- _COLLECTED MATERIAL_:
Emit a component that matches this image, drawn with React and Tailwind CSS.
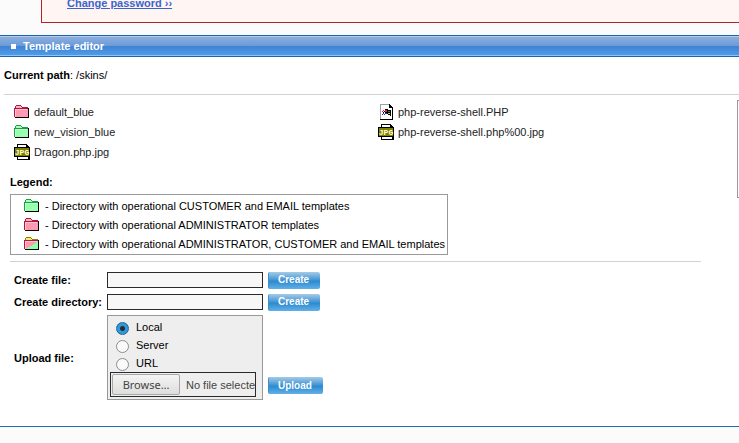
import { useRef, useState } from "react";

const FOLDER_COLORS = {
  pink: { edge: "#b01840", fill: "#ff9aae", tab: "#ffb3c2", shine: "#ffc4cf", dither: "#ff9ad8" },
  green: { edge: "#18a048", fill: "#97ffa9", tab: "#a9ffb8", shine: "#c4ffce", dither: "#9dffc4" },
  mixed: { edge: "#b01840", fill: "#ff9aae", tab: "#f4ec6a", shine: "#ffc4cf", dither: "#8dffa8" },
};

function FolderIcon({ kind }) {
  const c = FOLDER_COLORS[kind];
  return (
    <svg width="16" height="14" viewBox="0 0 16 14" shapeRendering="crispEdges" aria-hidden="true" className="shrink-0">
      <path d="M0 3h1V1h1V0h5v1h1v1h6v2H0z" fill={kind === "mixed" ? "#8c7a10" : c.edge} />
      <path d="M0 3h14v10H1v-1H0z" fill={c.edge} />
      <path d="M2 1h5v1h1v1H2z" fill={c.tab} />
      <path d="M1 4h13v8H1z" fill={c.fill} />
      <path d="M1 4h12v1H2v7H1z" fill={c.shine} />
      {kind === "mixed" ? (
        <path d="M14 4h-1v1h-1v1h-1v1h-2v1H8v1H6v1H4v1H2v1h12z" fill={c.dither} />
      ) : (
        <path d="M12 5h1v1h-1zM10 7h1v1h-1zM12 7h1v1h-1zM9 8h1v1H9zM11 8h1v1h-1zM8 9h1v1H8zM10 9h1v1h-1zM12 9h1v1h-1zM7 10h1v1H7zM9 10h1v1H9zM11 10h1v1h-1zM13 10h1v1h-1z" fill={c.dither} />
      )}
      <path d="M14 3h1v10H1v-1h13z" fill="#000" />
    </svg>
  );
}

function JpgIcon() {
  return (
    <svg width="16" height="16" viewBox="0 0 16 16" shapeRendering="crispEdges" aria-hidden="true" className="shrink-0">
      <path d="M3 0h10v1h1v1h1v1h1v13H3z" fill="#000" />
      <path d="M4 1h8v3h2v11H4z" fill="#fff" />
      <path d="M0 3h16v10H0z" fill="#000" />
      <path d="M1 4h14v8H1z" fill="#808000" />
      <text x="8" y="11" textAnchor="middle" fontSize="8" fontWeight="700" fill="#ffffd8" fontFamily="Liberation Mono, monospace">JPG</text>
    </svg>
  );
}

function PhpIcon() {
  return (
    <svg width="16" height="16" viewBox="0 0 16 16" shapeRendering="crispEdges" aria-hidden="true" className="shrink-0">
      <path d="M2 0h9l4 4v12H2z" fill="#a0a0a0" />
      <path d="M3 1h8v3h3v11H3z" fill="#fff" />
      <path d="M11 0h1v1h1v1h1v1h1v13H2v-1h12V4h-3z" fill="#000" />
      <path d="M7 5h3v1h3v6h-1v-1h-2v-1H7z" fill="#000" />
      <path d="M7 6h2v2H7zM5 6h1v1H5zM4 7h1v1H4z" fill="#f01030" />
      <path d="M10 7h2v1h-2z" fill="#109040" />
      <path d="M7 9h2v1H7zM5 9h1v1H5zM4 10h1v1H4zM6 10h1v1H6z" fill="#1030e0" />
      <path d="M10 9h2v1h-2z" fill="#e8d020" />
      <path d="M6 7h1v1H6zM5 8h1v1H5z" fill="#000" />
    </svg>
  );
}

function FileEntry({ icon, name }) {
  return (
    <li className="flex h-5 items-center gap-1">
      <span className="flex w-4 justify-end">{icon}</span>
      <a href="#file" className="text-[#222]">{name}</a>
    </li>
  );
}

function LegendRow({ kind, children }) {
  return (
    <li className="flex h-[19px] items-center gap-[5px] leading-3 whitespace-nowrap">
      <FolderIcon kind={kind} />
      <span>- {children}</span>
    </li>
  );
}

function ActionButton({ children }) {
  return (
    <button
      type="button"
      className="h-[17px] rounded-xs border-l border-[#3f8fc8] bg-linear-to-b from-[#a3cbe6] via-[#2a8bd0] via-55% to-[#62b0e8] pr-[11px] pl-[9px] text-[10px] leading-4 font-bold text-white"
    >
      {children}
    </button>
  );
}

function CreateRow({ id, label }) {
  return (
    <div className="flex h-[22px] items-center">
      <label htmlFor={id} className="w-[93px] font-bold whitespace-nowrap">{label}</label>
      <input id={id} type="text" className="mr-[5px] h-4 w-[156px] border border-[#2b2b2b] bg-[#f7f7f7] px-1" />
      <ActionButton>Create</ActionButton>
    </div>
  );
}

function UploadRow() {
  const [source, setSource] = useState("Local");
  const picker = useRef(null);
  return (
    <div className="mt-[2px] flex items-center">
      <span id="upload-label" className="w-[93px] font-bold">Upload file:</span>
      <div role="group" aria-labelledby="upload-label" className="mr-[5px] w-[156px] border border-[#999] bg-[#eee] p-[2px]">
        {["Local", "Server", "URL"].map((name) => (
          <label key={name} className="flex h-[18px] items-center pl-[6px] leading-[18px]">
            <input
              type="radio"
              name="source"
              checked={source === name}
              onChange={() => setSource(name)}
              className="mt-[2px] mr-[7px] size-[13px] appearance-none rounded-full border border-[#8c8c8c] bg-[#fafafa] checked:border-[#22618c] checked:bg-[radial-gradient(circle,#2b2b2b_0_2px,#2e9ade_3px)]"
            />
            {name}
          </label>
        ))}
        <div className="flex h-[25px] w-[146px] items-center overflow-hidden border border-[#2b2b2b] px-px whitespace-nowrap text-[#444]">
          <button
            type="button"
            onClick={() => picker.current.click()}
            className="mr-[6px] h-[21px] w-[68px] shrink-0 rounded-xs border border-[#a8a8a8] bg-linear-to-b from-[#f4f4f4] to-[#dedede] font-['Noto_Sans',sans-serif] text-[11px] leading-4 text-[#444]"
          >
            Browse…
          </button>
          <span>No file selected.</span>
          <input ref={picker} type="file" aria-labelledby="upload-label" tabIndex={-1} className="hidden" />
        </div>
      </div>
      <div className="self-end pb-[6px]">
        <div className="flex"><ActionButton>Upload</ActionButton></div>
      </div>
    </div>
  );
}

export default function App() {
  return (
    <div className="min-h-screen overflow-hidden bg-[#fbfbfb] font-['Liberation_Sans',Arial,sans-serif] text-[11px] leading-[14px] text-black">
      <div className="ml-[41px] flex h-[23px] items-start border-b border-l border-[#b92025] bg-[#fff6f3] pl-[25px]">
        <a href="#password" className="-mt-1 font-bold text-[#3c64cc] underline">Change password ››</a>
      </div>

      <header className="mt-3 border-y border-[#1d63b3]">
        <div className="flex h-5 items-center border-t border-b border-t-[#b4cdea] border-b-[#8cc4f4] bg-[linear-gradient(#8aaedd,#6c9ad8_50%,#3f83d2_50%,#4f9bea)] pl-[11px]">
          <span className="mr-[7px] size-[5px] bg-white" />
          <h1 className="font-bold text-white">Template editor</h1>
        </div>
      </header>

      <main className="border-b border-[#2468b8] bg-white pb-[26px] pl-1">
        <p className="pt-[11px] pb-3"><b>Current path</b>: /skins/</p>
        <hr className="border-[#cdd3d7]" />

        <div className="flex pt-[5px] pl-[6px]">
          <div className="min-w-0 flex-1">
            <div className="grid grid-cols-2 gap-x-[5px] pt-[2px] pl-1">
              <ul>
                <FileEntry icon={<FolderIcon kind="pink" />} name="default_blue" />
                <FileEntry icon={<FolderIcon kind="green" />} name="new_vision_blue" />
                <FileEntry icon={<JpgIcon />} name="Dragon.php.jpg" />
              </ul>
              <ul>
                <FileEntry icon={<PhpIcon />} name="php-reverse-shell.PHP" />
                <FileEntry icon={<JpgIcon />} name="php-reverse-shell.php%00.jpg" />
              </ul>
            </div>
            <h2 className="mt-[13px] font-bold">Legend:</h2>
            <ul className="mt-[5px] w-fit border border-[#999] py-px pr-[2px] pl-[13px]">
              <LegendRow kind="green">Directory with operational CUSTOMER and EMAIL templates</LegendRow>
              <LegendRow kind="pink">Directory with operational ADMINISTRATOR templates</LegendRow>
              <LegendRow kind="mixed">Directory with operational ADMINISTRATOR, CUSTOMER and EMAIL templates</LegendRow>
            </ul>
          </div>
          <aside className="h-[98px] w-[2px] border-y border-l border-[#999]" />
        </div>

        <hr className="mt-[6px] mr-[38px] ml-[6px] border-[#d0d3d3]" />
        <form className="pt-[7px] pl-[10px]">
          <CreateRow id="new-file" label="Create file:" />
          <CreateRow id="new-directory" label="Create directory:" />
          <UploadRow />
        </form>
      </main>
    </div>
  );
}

- _AIM_:
List every line above that contains the word "with".

- _RESPONSE_:
Emit a component that matches this image, drawn with React and Tailwind CSS.
              <LegendRow kind="green">Directory with operational CUSTOMER and EMAIL templates</LegendRow>
              <LegendRow kind="pink">Directory with operational ADMINISTRATOR templates</LegendRow>
              <LegendRow kind="mixed">Directory with operational ADMINISTRATOR, CUSTOMER and EMAIL templates</LegendRow>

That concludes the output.